**Exercise directions:**
Extract the run of lines that starts at the top of the records below and ends at the line with "sheet grid ---------- */", keeping both ends and excluding pictures.
++++ Working data ++++
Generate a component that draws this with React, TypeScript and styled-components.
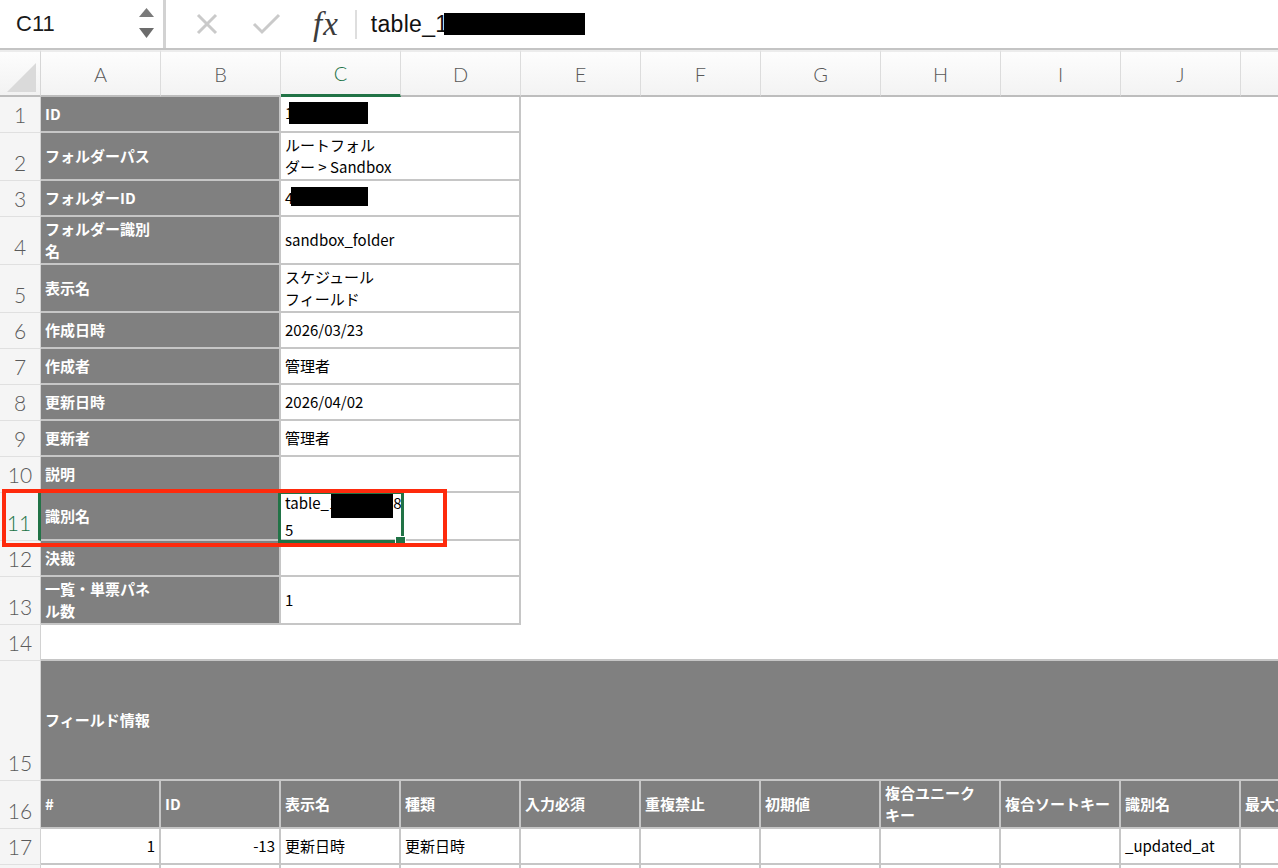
import React from 'react';
import styled, { createGlobalStyle } from 'styled-components';

const GRID = '#c6c6c6';
const GREEN = '#217346';
const LABEL_BG = '#808080';

const COLUMNS = ['A', 'B', 'C', 'D', 'E', 'F', 'G', 'H', 'I', 'J', 'K'];
const ROW_HEIGHTS = [36, 48, 36, 48, 48, 36, 36, 36, 36, 36, 48, 36, 48, 36, 120, 48, 36, 36];

const GlobalStyle = createGlobalStyle`
  html, body {
    margin: 0;
    padding: 0;
    background: #fff;
  }

  body {
    font-family: 'Noto Sans CJK JP', 'Noto Sans', sans-serif;
    overflow: hidden;
  }
`;

const Window = styled.div`
  position: relative;
  width: 1278px;
  height: 868px;
  overflow: hidden;
  background: #fff;
`;

/* ---------- formula bar ---------- */

const FormulaBar = styled.div`
  display: flex;
  align-items: center;
  height: 48px;
  border-bottom: 2px solid #c4c4c4;
  font-family: 'Liberation Sans', Arial, sans-serif;
`;

const NameBox = styled.div`
  box-sizing: border-box;
  width: 166px;
  height: 100%;
  display: flex;
  align-items: center;
  justify-content: space-between;
  padding: 0 9px 0 16px;
  border-right: 3px solid #d2d2d2;
  font-size: 22px;
  color: #1a1a1a;
`;

const Tool = styled.svg<{ $gap: number }>`
  flex: none;
  margin-left: ${p => p.$gap}px;
`;

const Fx = styled.span`
  margin-left: 32px;
  font-family: 'Liberation Serif', 'Times New Roman', serif;
  font-style: italic;
  font-size: 33px;
  line-height: 1;
  color: #3c3c3c;
  letter-spacing: 1px;
`;

const BarDivider = styled.span`
  width: 2px;
  height: 29px;
  margin-left: 16px;
  background: #dedede;
`;

const FormulaText = styled.div`
  margin-left: 14px;
  display: flex;
  align-items: center;
  font-size: 23px;
  letter-spacing: 0.3px;
  color: #111;
`;

const Redacted = styled.span<{ $w: number; $h: number; $shift?: number; $lift?: number }>`
  display: inline-block;
  width: ${p => p.$w}px;
  height: ${p => p.$h}px;
  margin-left: ${p => p.$shift ?? 0}px;
  vertical-align: middle;
  position: relative;
  top: ${p => -(p.$lift ?? 0)}px;
  background: #000;
`;

/* ---------- sheet grid ---------- */

const Sheet = styled.div`
  display: grid;
  grid-template-columns: 41px repeat(${COLUMNS.length}, 120px);
  grid-template-rows: 47px ${ROW_HEIGHTS.map(h => `${h}px`).join(' ')};
`;

const Corner = styled.div`
  box-sizing: border-box;
  display: flex;
  align-items: flex-end;
  justify-content: flex-end;
  padding: 0 4px 3px 0;
  background: linear-gradient(#fdfdfd, #f2f2f2);
  border-top: 2px solid #ececec;
  border-right: 1px solid #d6d6d6;
  border-bottom: 2px solid #bdbdbd;
`;

const ColHead = styled.div<{ $active?: boolean }>`
  box-sizing: border-box;
  display: flex;
  align-items: center;
  justify-content: center;
  background: linear-gradient(#fdfdfd, #f3f3f3);
  border-top: 2px solid #ececec;
  border-right: 1px solid #dcdcdc;
  border-bottom: ${p => (p.$active ? `3px solid ${GREEN}` : '2px solid #bdbdbd')};
  font-family: Lato, 'Open Sans', sans-serif;
  font-weight: 300;
  font-size: 20px;
  color: ${p => (p.$active ? GREEN : '#585858')};
`;

const RowHead = styled.div<{ $active?: boolean }>`
  box-sizing: border-box;
  display: flex;
  align-items: flex-end;
  justify-content: center;
  padding-bottom: 7px;
  background: #f5f5f5;
  border-bottom: 1px solid #e0e0e0;
  border-right: ${p => (p.$active ? `3px solid ${GREEN}` : '1px solid #d2d2d2')};
  font-family: Lato, 'Open Sans', sans-serif;
  font-weight: 300;
  font-size: 21px;
  line-height: 1;
  color: ${p => (p.$active ? GREEN : '#5a5a5a')};
`;

type Edges = 'box' | 'bottom' | 'none';

const Cell = styled.div<{ $span?: number; $label?: boolean; $edges?: Edges; $right?: boolean }>`
  grid-column: span ${p => p.$span ?? 1};
  box-sizing: border-box;
  display: flex;
  flex-direction: column;
  justify-content: center;
  align-items: ${p => (p.$right ? 'flex-end' : 'flex-start')};
  padding: 0 4px;
  overflow: hidden;
  white-space: nowrap;
  font-size: 15px;
  line-height: 22px;
  background: ${p => (p.$label ? LABEL_BG : '#fff')};
  color: ${p => (p.$label ? '#fff' : '#000')};
  font-weight: ${p => (p.$label ? 700 : 400)};
  border-right: ${p => (p.$edges === 'box' ? `2px solid ${GRID}` : 'none')};
  border-bottom: ${p => (p.$edges && p.$edges !== 'none' ? `2px solid ${GRID}` : 'none')};
`;

const Line = styled.span`
  display: block;
`;

/* ---------- overlays ---------- */

const Selection = styled.div`
  position: absolute;
  left: 278px;
  top: 491px;
  width: 126px;
  height: 52px;
  box-sizing: border-box;
  border: 3px solid ${GREEN};
  pointer-events: none;
`;

const FillHandle = styled.span`
  position: absolute;
  right: -5px;
  bottom: -5px;
  width: 9px;
  height: 7px;
  background: ${GREEN};
  border: 1px solid #fff;
`;

const Callout = styled.div`
  position: absolute;
  left: 2px;
  top: 489px;
  width: 445px;
  height: 58px;
  box-sizing: border-box;
  border: 4px solid #fe2a0c;
  pointer-events: none;
`;

/* ---------- data ---------- */

type Content = React.ReactNode[];

const infoRows: { label: Content; value: Content }[] = [
  { label: ['ID'], value: [<>1<Redacted $w={79} $h={22} $shift={-4} $lift={2} /></>] },
  { label: ['フォルダーパス'], value: ['ルートフォル', 'ダー > Sandbox'] },
  { label: ['フォルダーID'], value: [<>4<Redacted $w={77} $h={19} $shift={-2} $lift={3} /></>] },
  { label: ['フォルダー識別', '名'], value: ['sandbox_folder'] },
  { label: ['表示名'], value: ['スケジュール', 'フィールド'] },
  { label: ['作成日時'], value: ['2026/03/23'] },
  { label: ['作成者'], value: ['管理者'] },
  { label: ['更新日時'], value: ['2026/04/02'] },
  { label: ['更新者'], value: ['管理者'] },
  { label: ['説明'], value: [] },
  {
    label: ['識別名'],
    value: [<>table_1<Redacted $w={62} $h={28} $shift={-6} $lift={1} />8</>, '5'],
  },
  { label: ['決裁'], value: [] },
  { label: ['一覧・単票パネ', 'ル数'], value: ['1'] },
];

const fieldHeads: Content[] = [
  ['#'],
  ['ID'],
  ['表示名'],
  ['種類'],
  ['入力必須'],
  ['重複禁止'],
  ['初期値'],
  ['複合ユニーク', 'キー'],
  ['複合ソートキー'],
  ['識別名'],
  ['最大文字数'],
];

const fieldRows: { text: string; right?: boolean }[][] = [
  [
    { text: '1', right: true },
    { text: '-13', right: true },
    { text: '更新日時' },
    { text: '更新日時' },
    { text: '' },
    { text: '' },
    { text: '' },
    { text: '' },
    { text: '' },
    { text: '_updated_at' },
    { text: '' },
  ],
  COLUMNS.map(() => ({ text: '' })),
];

const lines = (content: Content) =>
  content.map((part, i) => <Line key={i}>{part}</Line>);

const App = () => (
  <Window>
    <GlobalStyle />
    <FormulaBar>
      <NameBox>
        C11
        <svg width="15" height="48" viewBox="0 0 15 48">
          <polygon points="0,17 7.5,8 15,17" fill="#7a7a7a" />
          <polygon points="0,28 7.5,38 15,28" fill="#6c6c6c" />
        </svg>
      </NameBox>
      <Tool $gap={29} width="24" height="24" viewBox="0 0 24 24">
        <path d="M3 3 L21 21 M21 3 L3 21" stroke="#cacaca" strokeWidth="3" fill="none" />
      </Tool>
      <Tool $gap={33} width="29" height="22" viewBox="0 0 29 22">
        <path d="M2 11 L10 19 L27 2" stroke="#cacaca" strokeWidth="3" fill="none" />
      </Tool>
      <Fx>fx</Fx>
      <BarDivider />
      <FormulaText>
        table_1
        <Redacted $w={141} $h={22} $shift={-4} />
      </FormulaText>
    </FormulaBar>

    <Sheet>
      <Corner>
        <svg width="29" height="29" viewBox="0 0 29 29">
          <polygon points="29,0 29,29 0,29" fill="#dadada" />
        </svg>
      </Corner>
      {COLUMNS.map(c => (
        <ColHead key={c} $active={c === 'C'}>
          {c}
        </ColHead>
      ))}

      {infoRows.map((row, i) => (
        <React.Fragment key={`info-${i}`}>
          <RowHead $active={i === 10}>{i + 1}</RowHead>
          <Cell $span={2} $label $edges="box">
            {lines(row.label)}
          </Cell>
          <Cell $span={2} $edges="box">
            {lines(row.value)}
          </Cell>
          <Cell $span={7} />
        </React.Fragment>
      ))}

      <RowHead>14</RowHead>
      <Cell $span={11} $edges="bottom" />

      <RowHead>15</RowHead>
      <Cell $span={11} $label $edges="box">
        フィールド情報
      </Cell>

      <RowHead>16</RowHead>
      {fieldHeads.map((head, i) => (
        <Cell key={`head-${i}`} $label $edges="box">
          {lines(head)}
        </Cell>
      ))}

      {fieldRows.map((row, r) => (
        <React.Fragment key={`field-${r}`}>
          <RowHead>{17 + r}</RowHead>
          {row.map((cell, i) => (
            <Cell key={i} $edges="box" $right={cell.right}>
              {cell.text}
            </Cell>
          ))}
        </React.Fragment>
      ))}
    </Sheet>

    <Selection>
      <FillHandle />
    </Selection>
    <Callout />
  </Window>
);

export default App;
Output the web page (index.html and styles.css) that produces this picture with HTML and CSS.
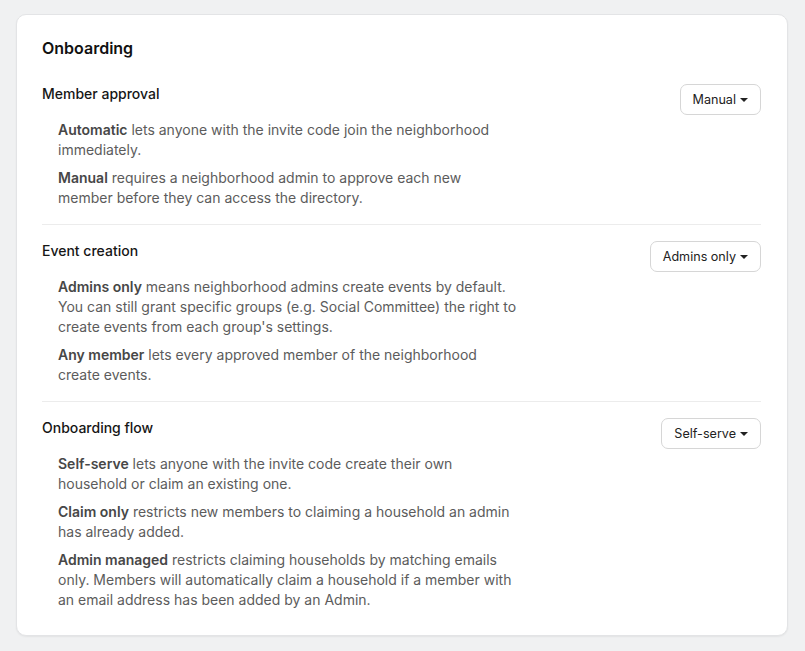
FILE: index.html
```html
<!DOCTYPE html>
<html lang="en">

<head>
    <meta charset="UTF-8">
    <meta name="viewport" content="width=device-width, initial-scale=1.0">
    <title>Onboarding settings</title>
    <link rel="stylesheet" href="styles.css">
</head>

<body>
    <div class="card">
        <h2 class="card-title">Onboarding</h2>

        <div class="setting">
            <div class="setting-info">
                <div class="setting-label">Member approval</div>
                <div class="setting-desc">
                    <p><b>Automatic</b> lets anyone with the invite code join the neighborhood immediately.</p>
                    <p><b>Manual</b> requires a neighborhood admin to approve each new member before they can access the directory.</p>
                </div>
            </div>
            <button class="select-btn">Manual <span class="caret"></span></button>
        </div>

        <div class="setting">
            <div class="setting-info">
                <div class="setting-label">Event creation</div>
                <div class="setting-desc">
                    <p><b>Admins only</b> means neighborhood admins create events by default. You can still grant specific groups (e.g. Social Committee) the right to create events from each group's settings.</p>
                    <p><b>Any member</b> lets every approved member of the neighborhood create events.</p>
                </div>
            </div>
            <button class="select-btn">Admins only <span class="caret"></span></button>
        </div>

        <div class="setting">
            <div class="setting-info">
                <div class="setting-label">Onboarding flow</div>
                <div class="setting-desc">
                    <p><b>Self-serve</b> lets anyone with the invite code create their own household or claim an existing one.</p>
                    <p><b>Claim only</b> restricts new members to claiming a household an admin has already added.</p>
                    <p><b>Admin managed</b> restricts claiming households by matching emails only. Members will automatically claim a household if a member with an email address has been added by an Admin.</p>
                </div>
            </div>
            <button class="select-btn">Self-serve <span class="caret"></span></button>
        </div>
    </div>
</body>

</html>
```

FILE: styles.css
```css
body {
    font-family: Inter, "Noto Sans", sans-serif;
    background-color: #f0f1f2;
    color: #1a1a1a;
    margin: 0;
    padding: 14px 17px 14px 16px;
}

.card {
    background-color: #fff;
    border: 1px solid #e3e4e6;
    border-radius: 10px;
    box-shadow: 0 1px 2px rgba(0, 0, 0, 0.06);
    padding: 21px 26px 25px 25px;
}

.card-title {
    font-size: 16px;
    font-weight: 600;
    line-height: 24px;
    margin: 0 0 8px;
    color: #111;
}

.setting {
    display: flex;
    justify-content: space-between;
    align-items: flex-start;
    padding: 16px 0;
    border-top: 1px solid #ececec;
}

.setting:first-of-type {
    border-top: none;
}

.setting:last-child {
    padding-bottom: 0;
}

.setting-label {
    font-size: 14px;
    font-weight: 500;
    line-height: 20px;
    color: #161616;
}

.setting-desc {
    max-width: 459px;
    margin: 16px 0 0 16px;
    font-size: 14px;
    line-height: 20px;
    color: #5c5c5c;
}

.setting-desc p {
    margin: 0 0 8px;
}

.setting-desc p:last-child {
    margin-bottom: 0;
}

.setting-desc b {
    font-weight: 600;
    color: #474747;
}

.select-btn {
    display: flex;
    align-items: center;
    gap: 4px;
    height: 31px;
    padding: 0 12px;
    font-family: inherit;
    font-size: 12.6px;
    color: #222;
    background-color: #fff;
    border: 1px solid #d6d6d6;
    border-radius: 7px;
    cursor: pointer;
}

.caret {
    width: 0;
    height: 0;
    border-left: 4px solid transparent;
    border-right: 4px solid transparent;
    border-top: 4px solid #222;
}
```
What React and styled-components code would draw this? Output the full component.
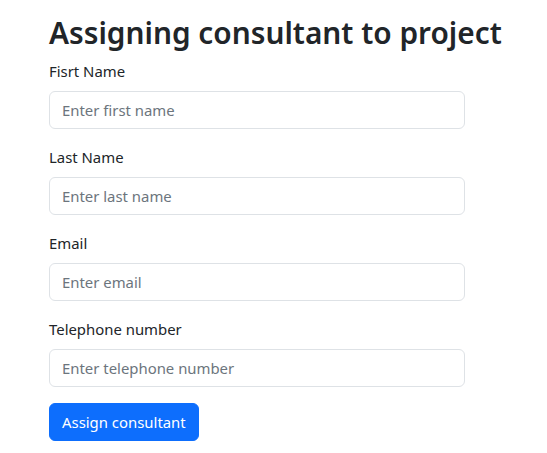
import React from "react";
import styled, { createGlobalStyle } from "styled-components";

const GlobalStyle = createGlobalStyle`
  * { box-sizing: border-box; }
  body {
    margin: 0;
    background: #fff;
    color: #212529;
    font-family: "Noto Sans", "Open Sans", sans-serif;
    font-size: 14.9px;
    line-height: 24px;
  }
`;

const Page = styled.div`
  padding: 15px 0 0 49px;
`;

const Title = styled.h1`
  margin: 0 0 8px;
  font-size: 29.8px;
  font-weight: 600;
  line-height: 36px;
  white-space: nowrap;
`;

const Form = styled.form`
  width: 416px;
`;

const Field = styled.div`
  margin-bottom: 16px;
`;

const Label = styled.label`
  display: inline-block;
  margin-bottom: 8px;
`;

const Input = styled.input`
  display: block;
  width: 100%;
  height: 38px;
  padding: 6px 12px;
  font: inherit;
  color: #212529;
  background: #fff;
  border: 1px solid #dee2e6;
  border-radius: 6px;

  &::placeholder {
    color: #6c757d;
  }
`;

const Button = styled.button`
  display: inline-block;
  height: 38px;
  padding: 6px 12px;
  font: inherit;
  color: #fff;
  background: #0d6efd;
  border: 1px solid #0d6efd;
  border-radius: 6px;
  cursor: pointer;
`;

const fields = [
  { id: "firstName", label: "Fisrt Name", placeholder: "Enter first name" },
  { id: "lastName", label: "Last Name", placeholder: "Enter last name" },
  { id: "email", label: "Email", placeholder: "Enter email" },
  { id: "phone", label: "Telephone number", placeholder: "Enter telephone number" }
];

const App = () => (
  <Page>
    <GlobalStyle />
    <Title>Assigning consultant to project</Title>
    <Form onSubmit={e => e.preventDefault()}>
      {fields.map(field =>
        <Field key={field.id}>
          <Label htmlFor={field.id}>{field.label}</Label>
          <Input id={field.id} type="text" placeholder={field.placeholder} />
        </Field>
      )}
      <Button type="submit">Assign consultant</Button>
    </Form>
  </Page>
);

export default App;
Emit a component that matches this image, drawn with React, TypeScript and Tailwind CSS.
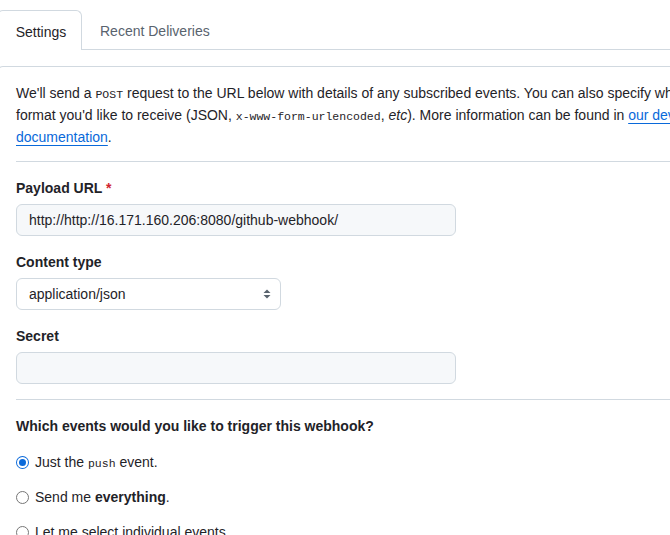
++++
**Task result:**
Generate a component that draws this with React, TypeScript and styled-components.
import React from 'react';
import styled, { createGlobalStyle } from 'styled-components';

const GRID = '#c6c6c6';
const GREEN = '#217346';
const LABEL_BG = '#808080';

const COLUMNS = ['A', 'B', 'C', 'D', 'E', 'F', 'G', 'H', 'I', 'J', 'K'];
const ROW_HEIGHTS = [36, 48, 36, 48, 48, 36, 36, 36, 36, 36, 48, 36, 48, 36, 120, 48, 36, 36];

const GlobalStyle = createGlobalStyle`
  html, body {
    margin: 0;
    padding: 0;
    background: #fff;
  }

  body {
    font-family: 'Noto Sans CJK JP', 'Noto Sans', sans-serif;
    overflow: hidden;
  }
`;

const Window = styled.div`
  position: relative;
  width: 1278px;
  height: 868px;
  overflow: hidden;
  background: #fff;
`;

/* ---------- formula bar ---------- */

const FormulaBar = styled.div`
  display: flex;
  align-items: center;
  height: 48px;
  border-bottom: 2px solid #c4c4c4;
  font-family: 'Liberation Sans', Arial, sans-serif;
`;

const NameBox = styled.div`
  box-sizing: border-box;
  width: 166px;
  height: 100%;
  display: flex;
  align-items: center;
  justify-content: space-between;
  padding: 0 9px 0 16px;
  border-right: 3px solid #d2d2d2;
  font-size: 22px;
  color: #1a1a1a;
`;

const Tool = styled.svg<{ $gap: number }>`
  flex: none;
  margin-left: ${p => p.$gap}px;
`;

const Fx = styled.span`
  margin-left: 32px;
  font-family: 'Liberation Serif', 'Times New Roman', serif;
  font-style: italic;
  font-size: 33px;
  line-height: 1;
  color: #3c3c3c;
  letter-spacing: 1px;
`;

const BarDivider = styled.span`
  width: 2px;
  height: 29px;
  margin-left: 16px;
  background: #dedede;
`;

const FormulaText = styled.div`
  margin-left: 14px;
  display: flex;
  align-items: center;
  font-size: 23px;
  letter-spacing: 0.3px;
  color: #111;
`;

const Redacted = styled.span<{ $w: number; $h: number; $shift?: number; $lift?: number }>`
  display: inline-block;
  width: ${p => p.$w}px;
  height: ${p => p.$h}px;
  margin-left: ${p => p.$shift ?? 0}px;
  vertical-align: middle;
  position: relative;
  top: ${p => -(p.$lift ?? 0)}px;
  background: #000;
`;

/* ---------- sheet grid ---------- */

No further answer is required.